31 Oct 2017

Information

What does it mean to get information about one variable by observing another variable? (I’m going to assume that you know what joint, conditional, and marginal probability distributions are.) Let’s consider the simplest possible case: there are two variables, $x$ and $y$ , and their joint probability distribution is $P(x,y)$ .

Let’s say that you have a device that only measures the variable $x$ . Over some span of time you record a bunch of measurements for $x$ , and come up with a putative probability distribution for $x$ , $P(x)$ . If you knew $P(x,y)$ , this would correspond to the marginal distribution for $x$ you could get by integrating out $y$ .

Now let’s say that you have another device, that only measures $y$ . Pick a certain value of $y$ , and call that value $a$ . Now, only when your second device tells you that the variable $y$ is close to $a$ , you measure $x$ . Again, after some time you can come up with another probability distribution for $x$ . This distribution is denoted by $P(x\vert y=a)$ , which means the probability distribution of $x$ given that $y$ is $a$ . This is also known as a conditional probability distribution (it’s the distribution of $x$ conditioning on the fact that $y$ is $a$ ).
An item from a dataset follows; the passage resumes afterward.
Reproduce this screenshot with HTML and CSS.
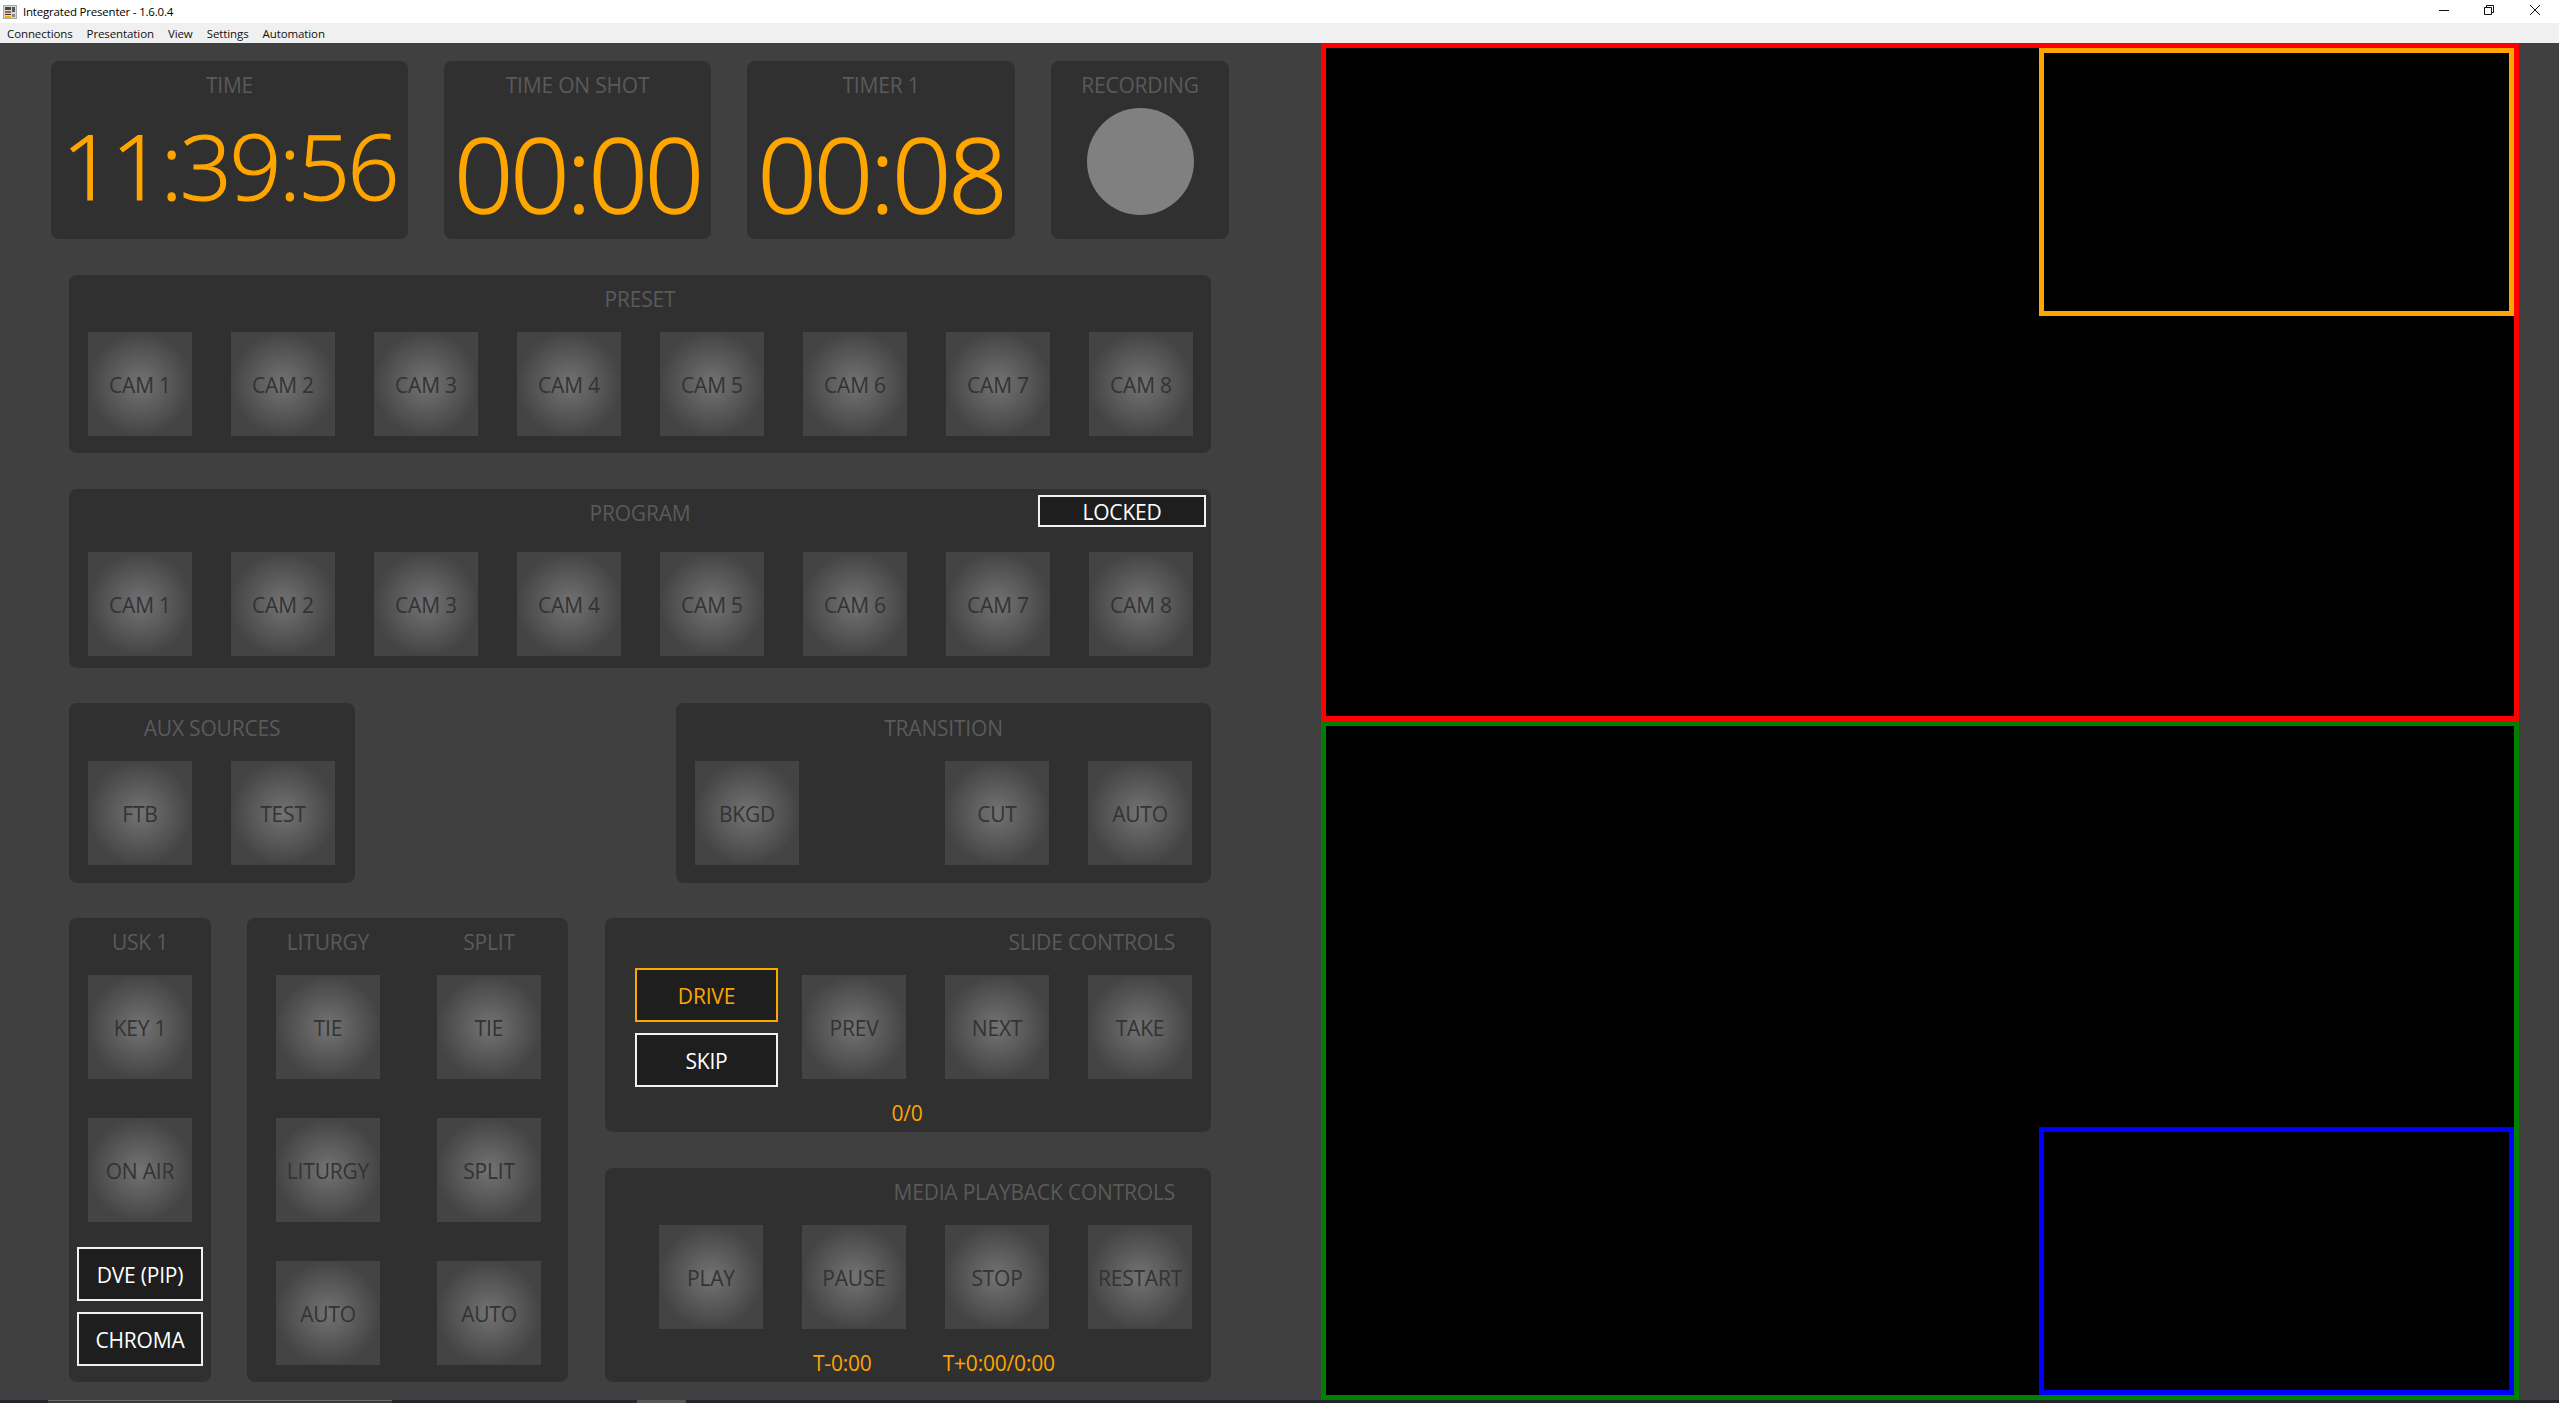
FILE: index.html
```html
<!DOCTYPE html>
<html lang="en">
<head>
<meta charset="utf-8">
<title>Integrated Presenter - 1.6.0.4</title>
<link rel="stylesheet" href="styles.css">
</head>
<body>
<header class="titlebar">
  <svg class="app-icon" width="14" height="14" viewBox="0 0 14 14">
    <rect width="14" height="14" fill="#a8a8a8"/>
    <rect x="1" y="1" width="12" height="12" fill="#d8d8d8"/>
    <rect x="2" y="2" width="6" height="3" fill="#4a4a4a"/>
    <rect x="9" y="2" width="3" height="5" fill="#555"/>
    <rect x="2" y="6" width="6" height="2" fill="#b5533c"/>
    <rect x="2" y="9" width="6" height="1" fill="#333"/>
    <rect x="2" y="11" width="6" height="2" fill="#f0b400"/>
    <rect x="9" y="9" width="3" height="3" fill="#888"/>
  </svg>
  <span class="app-title">Integrated Presenter - 1.6.0.4</span>
  <div class="win-controls">
    <svg width="10" height="10" viewBox="0 0 10 10"><path d="M0 5.5H10" stroke="#111" fill="none"/></svg>
    <svg width="10" height="10" viewBox="0 0 10 10"><path d="M.5 2.5h7v7h-7zM2.5 2.5V.5h7v7h-2" stroke="#111" fill="none"/></svg>
    <svg width="10" height="10" viewBox="0 0 10 10"><path d="M0 0L10 10M10 0L0 10" stroke="#111" fill="none"/></svg>
  </div>
</header>
<nav class="menubar">
  <span>Connections</span><span>Presentation</span><span>View</span><span>Settings</span><span>Automation</span>
</nav>
<main class="main">
  <section class="controls">
    <div class="clocks">
      <div class="panel clock clock-time"><div class="label">TIME</div><div class="digits digits-time">11:39:56</div></div>
      <div class="panel clock clock-shot"><div class="label">TIME ON SHOT</div><div class="digits">00:00</div></div>
      <div class="panel clock clock-timer"><div class="label">TIMER 1</div><div class="digits">00:08</div></div>
      <div class="panel clock clock-rec"><div class="label">RECORDING</div><div class="rec-dot"></div></div>
    </div>

    <div class="panel bus bus-preset">
      <div class="label head">PRESET</div>
      <div class="row">
        <div class="btn">CAM 1</div><div class="btn">CAM 2</div><div class="btn">CAM 3</div><div class="btn">CAM 4</div>
        <div class="btn">CAM 5</div><div class="btn">CAM 6</div><div class="btn">CAM 7</div><div class="btn">CAM 8</div>
      </div>
    </div>

    <div class="panel bus bus-program">
      <div class="label head head-program">PROGRAM</div>
      <div class="toggle locked">LOCKED</div>
      <div class="row">
        <div class="btn">CAM 1</div><div class="btn">CAM 2</div><div class="btn">CAM 3</div><div class="btn">CAM 4</div>
        <div class="btn">CAM 5</div><div class="btn">CAM 6</div><div class="btn">CAM 7</div><div class="btn">CAM 8</div>
      </div>
    </div>

    <div class="mid">
      <div class="panel aux">
        <div class="label head">AUX SOURCES</div>
        <div class="row"><div class="btn">FTB</div><div class="btn">TEST</div></div>
      </div>
      <div class="panel transition">
        <div class="label head">TRANSITION</div>
        <div class="row"><div class="btn bkgd">BKGD</div><div class="btn">CUT</div><div class="btn">AUTO</div></div>
      </div>
    </div>

    <div class="lower">
      <div class="panel usk">
        <div class="label head">USK 1</div>
        <div class="btn">KEY 1</div>
        <div class="btn">ON AIR</div>
        <div class="toggle usk-dve">DVE (PIP)</div>
        <div class="toggle usk-chroma">CHROMA</div>
      </div>
      <div class="panel keys">
        <div class="key-col">
          <div class="label head">LITURGY</div>
          <div class="btn">TIE</div>
          <div class="btn">LITURGY</div>
          <div class="btn">AUTO</div>
        </div>
        <div class="key-col">
          <div class="label head">SPLIT</div>
          <div class="btn">TIE</div>
          <div class="btn">SPLIT</div>
          <div class="btn">AUTO</div>
        </div>
      </div>
      <div class="stack">
        <div class="panel slides">
          <div class="label head-right">SLIDE CONTROLS</div>
          <div class="slides-body">
            <div class="slide-modes">
              <div class="toggle mode drive">DRIVE</div>
              <div class="toggle mode">SKIP</div>
            </div>
            <div class="btn">PREV</div><div class="btn">NEXT</div><div class="btn">TAKE</div>
          </div>
          <div class="readout slide-count">0/0</div>
        </div>
        <div class="panel media">
          <div class="label head-right">MEDIA PLAYBACK CONTROLS</div>
          <div class="media-body">
            <div class="btn">PLAY</div><div class="btn">PAUSE</div><div class="btn">STOP</div><div class="btn">RESTART</div>
          </div>
          <div class="media-times">
            <span class="readout t-minus">T-0:00</span>
            <span class="readout t-plus">T+0:00/0:00</span>
          </div>
        </div>
      </div>
    </div>
  </section>

  <section class="previews">
    <div class="preview preview-red"><div class="pip pip-orange"></div></div>
    <div class="preview preview-green"><div class="pip pip-blue"></div></div>
  </section>
</main>
<footer class="strip">
  <div class="strip-tab"></div>
  <div class="strip-thumb"></div>
</footer>
</body>
</html>
```

FILE: styles.css
```css
* { box-sizing: border-box; }
html, body { margin: 0; height: 100%; }
body {
  width: 2559px;
  height: 1403px;
  overflow: hidden;
  display: flex;
  flex-direction: column;
  background: #404040;
  font-family: "Open Sans", "Noto Sans", sans-serif;
}

/* window chrome */
.titlebar {
  height: 23px;
  background: #fff;
  display: flex;
  align-items: center;
  padding-left: 3px;
  color: #000;
}
.app-icon { margin-right: 6px; }
.app-title { font-size: 11.5px; letter-spacing: -0.2px; }
.win-controls {
  margin-left: auto;
  align-self: flex-start;
  display: flex;
  gap: 35px;
  padding: 5px 19px 0 0;
}
.win-controls svg:last-child { margin-left: 1px; }
.menubar {
  height: 20px;
  background: #f0f0f0;
  display: flex;
  align-items: center;
  gap: 14px;
  padding-left: 7px;
  font-size: 11.5px;
  letter-spacing: -0.1px;
  color: #111;
}

/* main */
.main { height: 1357px; display: flex; }
.controls { width: 1321px; flex: none; }

.panel { background: #303030; border-radius: 8px; }
.label {
  color: #5a5a5a;
  font-size: 21px;
  letter-spacing: -0.2px;
  text-align: center;
  white-space: nowrap;
}

/* clocks */
.clocks { display: flex; gap: 36px; margin: 18px 0 0 51px; }
.clock { height: 178px; padding-top: 7px; display: flex; flex-direction: column; align-items: center; }
.clock .label { line-height: 34px; }
.clock-time { width: 357px; }
.clock-shot { width: 267px; }
.clock-timer { width: 268px; }
.clock-rec { width: 178px; }
.digits {
  color: #ffa500;
  font-weight: 300;
  -webkit-text-stroke: 1.6px #ffa500;
  font-size: 104px;
  line-height: 100px;
  letter-spacing: -3px;
  margin-top: 21px;
  white-space: nowrap;
}
.digits-time { font-size: 91px; letter-spacing: -2.5px; margin-top: 13px; -webkit-text-stroke-width: 1.2px; }
.rec-dot { width: 107px; height: 107px; border-radius: 50%; background: #808080; margin-top: 6px; }

/* shared button */
.btn {
  flex: none;
  width: 104px;
  height: 104px;
  padding-top: 2px;
  display: flex;
  align-items: center;
  justify-content: center;
  background: radial-gradient(circle closest-side, #737373 0%, #444 100%);
  color: #333;
  font-size: 21px;
  letter-spacing: -0.2px;
  white-space: nowrap;
}
.toggle {
  display: flex;
  align-items: center;
  justify-content: center;
  padding-top: 1px;
  background: #1e1e1e;
  border: 2px solid #f0f0f0;
  color: #fff;
  font-size: 21px;
  letter-spacing: -0.2px;
}

/* buses */
.bus { position: relative; margin-left: 69px; width: 1142px; padding: 0 19px; }
.head { line-height: 48px; height: 57px; }
.row { display: flex; gap: 39px; }
.bus-preset { margin-top: 36px; height: 178px; }
.bus-program { margin-top: 36px; height: 179px; }
.head-program { height: 63px; }
.locked { position: absolute; top: 6px; right: 5px; width: 168px; height: 32px; }

/* aux & transition */
.mid { display: flex; justify-content: space-between; margin: 35px 0 0 69px; width: 1142px; }
.aux, .transition { height: 180px; padding: 0 19px; }
.aux { width: 286px; }
.transition { width: 535px; }
.bkgd { margin-right: auto; }
.mid .head { line-height: 50px; height: 58px; }

/* lower */
.lower { display: flex; height: 464px; margin: 35px 0 0 69px; width: 1142px; }
.usk {
  width: 142px;
  display: flex;
  flex-direction: column;
  align-items: center;
}
.usk .head { width: 100%; }
.usk .btn + .btn { margin-top: 39px; }
.usk-dve, .usk-chroma { width: 126px; height: 54px; }
.usk-dve { margin-top: 25px; }
.usk-chroma { margin-top: 11px; }

.keys {
  width: 321px;
  margin-left: 36px;
  padding: 0 28px 0 29px;
  display: flex;
  gap: 57px;
}
.key-col { width: 104px; display: flex; flex-direction: column; }
.key-col .btn + .btn { margin-top: 39px; }

.stack { width: 606px; margin-left: 37px; display: flex; flex-direction: column; justify-content: space-between; }
.head-right { text-align: right; padding-right: 36px; line-height: 48px; height: 57px; }

.slides { height: 214px; position: relative; }
.slides-body { display: flex; gap: 39px; padding-left: 197px; }
.slide-modes {
  position: absolute;
  left: 30px;
  top: 50px;
  display: flex;
  flex-direction: column;
  gap: 11px;
}
.mode { width: 143px; height: 54px; }
.drive { border-color: #ffa500; color: #ffa500; }
.readout { color: #ffa500; font-size: 21px; letter-spacing: -0.2px; }
.slide-count { text-align: center; line-height: 24px; margin: 22px 0 0 -2px; }

.media { height: 214px; }
.media-body { display: flex; gap: 39px; padding-left: 54px; }
.media-times { display: flex; margin-top: 22px; line-height: 24px; }
.t-minus { margin-left: 208px; }
.t-plus { margin-left: 71px; }

/* previews */
.previews { width: 1198px; flex: none; }
.preview {
  background: #000;
  border: 5px solid;
  display: flex;
  justify-content: flex-end;
  align-items: flex-start;
}
.preview-red { height: 678px; border-color: #f00; }
.preview-green { height: 679px; border-color: #008000; align-items: flex-end; }
.pip { width: 475px; height: 268px; border: 5px solid; }
.pip-orange { border-color: #ffa500; }
.pip-blue { border-color: #00f; }

/* bottom strip */
.strip { height: 3px; background: #23262d; display: flex; }
.strip-tab { width: 344px; margin-left: 48px; background: #3a3a3a; border-top: 1px solid #6a6a6a; }
.strip-thumb { width: 49px; margin-left: 245px; background: #555; }
```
What if $P(x\vert y=a)$ and $P(x)$ are different? Let’s consider a concrete case: say $P(x)$ is a flat, uniform distribution, but $P(x\vert y=a)$ sharply spikes around one value. This means that normally, we don’t have a good idea what value $x$ takes. But, when we happen to know that $y$ is taking on the value $a$ , we have a pretty good idea of what value $x$ will take. Observing the value of $y$ changes our idea of what value $x$ will be, in a way that would let us better predict $x$ (it literally changes our state of knowledge and therefore the probability distribution we would use for $x$ , as a Bayesian would say). Another way of saying this is that we have gained information about one variable, $x$ , by observing another variable, $y$ .

To get really concrete, let $x$ be a variable measuring hair length, and $y$ be a categorical variable representing gender. If we used our first measuring device, our eyes, to indiscriminately look at the hair lengths of everyone around us, we’d observe a distribution that would be quite broad, with a sizable right tail. But, if we first pick a value for $y$ (male), and only observe someone’s hair length after we ascertain that the variable $y$ is male, we’d come up with a very different distribution of hair lengths, one that is concentrated at small values, and falls off much more quickly from 0. Knowing someone’s gender lets us make better predictions (on average) of what their hair length would be; observing the gender variable gives us information about the hair length variable (by Bayes’ theorem, the converse is also true, although the information gain could be much less substantial).

What about the opposite case, when $P(x\vert y=a)$ and $P(x)$ are the same? Does that mean we won’t get information about $x$ by observing $y$ ? Not quite–what if you pick a different value for $y$ , other than $a$ ? It’s possible that $P(x\vert y=a) = P(x)$ , but when $y$ takes another value, $b$ , you find that $P(x\vert y=b) \neq P(x)$ . In this case, you can still gain information about $x$ if you observe that $y$ is $b$ . So the true requirement that two variables $x$ and $y$ have to satisfy if they can’t give you information about each other–in other words, if they’re statistically independent– is

\begin{equation} P(x\vert y = c) = P(x)\quad \forall c \in \mathrm{range}(y). \end{equation}

In other words, you have to make sure that $P(x\vert y = c) = P(x)$ for every value $c$ that $y$ can take.

To summarize, gaining information means that we’re better able to predict one variable if we first observe another variable, compared to if we didn’t know what value the second variable was.